If we think back to our teenage years, no doubt we will realize that we weren’t perfect as teens either!
We want our teens to grow in independence, and that means they have to learn from their mistakes. Within reason, we have to let them make mistakes.
What we don’t want is for our children to give up or give in to a downward spiral where they feel their lives have become irredeemable. Here we can see the importance of maintaining a close relationship where our children are confident in our unconditional love and the knowledge that they are always enough for us.
Even in their mistakes, they remain our beloved children and God’s beloved children.
And amazingly, God’s grace can always meet us where we are at that moment. Both we and our teens need to remember this so that we don’t despair during times of difficulty.

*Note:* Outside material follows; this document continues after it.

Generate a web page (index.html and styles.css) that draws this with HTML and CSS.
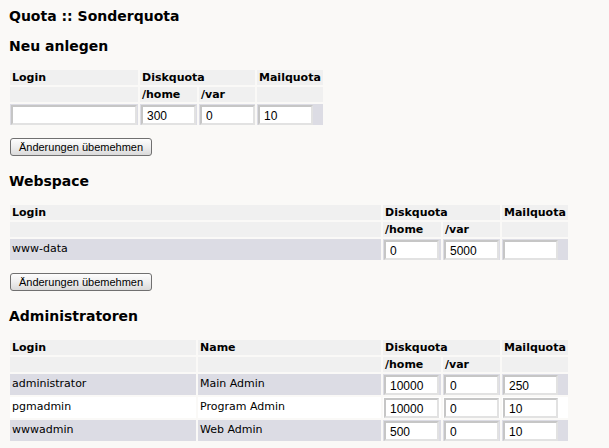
FILE: index.html
```html
<!DOCTYPE html>
<html>
<head>
<meta charset="utf-8">
<link rel="stylesheet" href="styles.css">
</head>
<body>
<h1 class="title">Quota :: Sonderquota</h1>

<h2 class="section first">Neu anlegen</h2>
<table class="quota">
  <tr class="head">
    <th class="w-login-new">Login</th>
    <th colspan="2">Diskquota</th>
    <th class="w-mail-new">Mailquota</th>
  </tr>
  <tr class="head">
    <th></th>
    <th class="w-home-new">/home</th>
    <th class="w-var-new">/var</th>
    <th></th>
  </tr>
  <tr class="row odd">
    <td class="f"><input class="in in-login" type="text" value=""></td>
    <td class="f"><input class="in" type="text" value="300"></td>
    <td class="f"><input class="in" type="text" value="0"></td>
    <td class="f"><input class="in" type="text" value="10"></td>
  </tr>
</table>
<div class="actions"><button class="btn" type="button">Änderungen übemehmen</button></div>

<h2 class="section">Webspace</h2>
<table class="quota">
  <tr class="head">
    <th class="w-login-web">Login</th>
    <th colspan="2">Diskquota</th>
    <th class="w-mail">Mailquota</th>
  </tr>
  <tr class="head">
    <th></th>
    <th class="w-home">/home</th>
    <th class="w-var">/var</th>
    <th></th>
  </tr>
  <tr class="row odd">
    <td class="t">www-data</td>
    <td class="f"><input class="in" type="text" value="0"></td>
    <td class="f"><input class="in" type="text" value="5000"></td>
    <td class="f"><input class="in" type="text" value=""></td>
  </tr>
</table>
<div class="actions"><button class="btn" type="button">Änderungen übemehmen</button></div>

<h2 class="section">Administratoren</h2>
<table class="quota">
  <tr class="head">
    <th class="w-login-adm">Login</th>
    <th class="w-name">Name</th>
    <th colspan="2">Diskquota</th>
    <th class="w-mail">Mailquota</th>
  </tr>
  <tr class="head">
    <th></th>
    <th></th>
    <th class="w-home">/home</th>
    <th class="w-var">/var</th>
    <th></th>
  </tr>
  <tr class="row odd">
    <td class="t">administrator</td>
    <td class="t">Main Admin</td>
    <td class="f"><input class="in" type="text" value="10000"></td>
    <td class="f"><input class="in" type="text" value="0"></td>
    <td class="f"><input class="in" type="text" value="250"></td>
  </tr>
  <tr class="row even">
    <td class="t">pgmadmin</td>
    <td class="t">Program Admin</td>
    <td class="f"><input class="in" type="text" value="10000"></td>
    <td class="f"><input class="in" type="text" value="0"></td>
    <td class="f"><input class="in" type="text" value="10"></td>
  </tr>
  <tr class="row odd">
    <td class="t">wwwadmin</td>
    <td class="t">Web Admin</td>
    <td class="f"><input class="in" type="text" value="500"></td>
    <td class="f"><input class="in" type="text" value="0"></td>
    <td class="f"><input class="in" type="text" value="10"></td>
  </tr>
</table>
</body>
</html>
```

FILE: styles.css
```css
html, body {
  background: #faf9f7;
}
body {
  margin: 8px;
  font-family: "DejaVu Sans", Verdana, sans-serif;
  font-size: 11px;
  color: #000;
}
.title {
  font-size: 14px;
  font-weight: bold;
  margin: 0 0 0 1px;
  line-height: 17px;
}
.section {
  font-size: 14px;
  font-weight: bold;
  margin: 16px 0 15px 1px;
  line-height: 18px;
}
.section.first {
  margin-top: 12px;
}
.quota {
  border-collapse: separate;
  border-spacing: 2px;
  margin: -2px 0 0 0;
}
.quota th {
  background: #f0f0f0;
  text-align: left;
  font-weight: bold;
  height: 15px;
  padding: 0 2px;
  line-height: 15px;
  white-space: nowrap;
}
.quota td {
  vertical-align: top;
  line-height: 15px;
  white-space: nowrap;
}
.quota td.f {
  padding: 1px 0 0 1px;
}
.quota td.t {
  padding: 2px 2px 0 2px;
}
.row.odd td { background: #dcdce4; }
.row.even td { background: #ffffff; }

.w-login-new { width: 124px; }
.w-home-new { width: 53px; }
.w-var-new { width: 52px; }
.w-mail-new { width: 62px; }

.w-login-web { width: 367px; }
.w-login-adm { width: 182px; }
.w-name { width: 179px; }
.w-home { width: 54px; }
.w-var { width: 53px; }
.w-mail { width: 59px; }

.in {
  box-sizing: border-box;
  width: 55px;
  height: 20px;
  margin: 0;
  padding: 1px 3px 0 4px;
  font-family: "Liberation Sans", Arial, sans-serif;
  font-size: 12px;
  background: #fff;
  border: 2px solid;
  border-color: #c6c6c6 #e2e2e2 #e2e2e2 #c6c6c6;
  display: block;
  outline: none;
  color: #000;
}
.in-login { width: 126px; }
.actions {
  margin: 11px 0 0 2px;
}
.btn {
  font-family: "Liberation Sans", Arial, sans-serif;
  font-size: 11px;
  height: 18px;
  width: 142px;
  padding: 0;
  border: 1px solid #707070;
  border-radius: 3px;
  background: linear-gradient(#fdfdfd, #eeeeee 50%, #dadada);
  color: #000;
  display: block;
}
```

The sacrament of confession provides a great opportunity for that sporting spirit of being willing to admit fault, seek forgiveness and try again. If we can help provide opportunities for confession, and frequent it ourselves, we can help our kids to stay positive and optimistic even when they know they have made a mistake.
As our teens become young adults, we want them to remember our love and God’s love for them, making those relationships feel affirming.
We can embrace their curiosity and intellectual ability for understanding the faith with our willingness to have difficult conversations. Our faith can help them and us to contextualize mistakes as opportunities to grow closer to God.
Maria C. Morrow holds a doctorate in theology and is the author of “A Busy Parent’s Guide to a Meaningful Lent” and “Sin in the Sixties: Catholics and Confession, 1955-1975.” She is the mother of seven children and resides in New Jersey.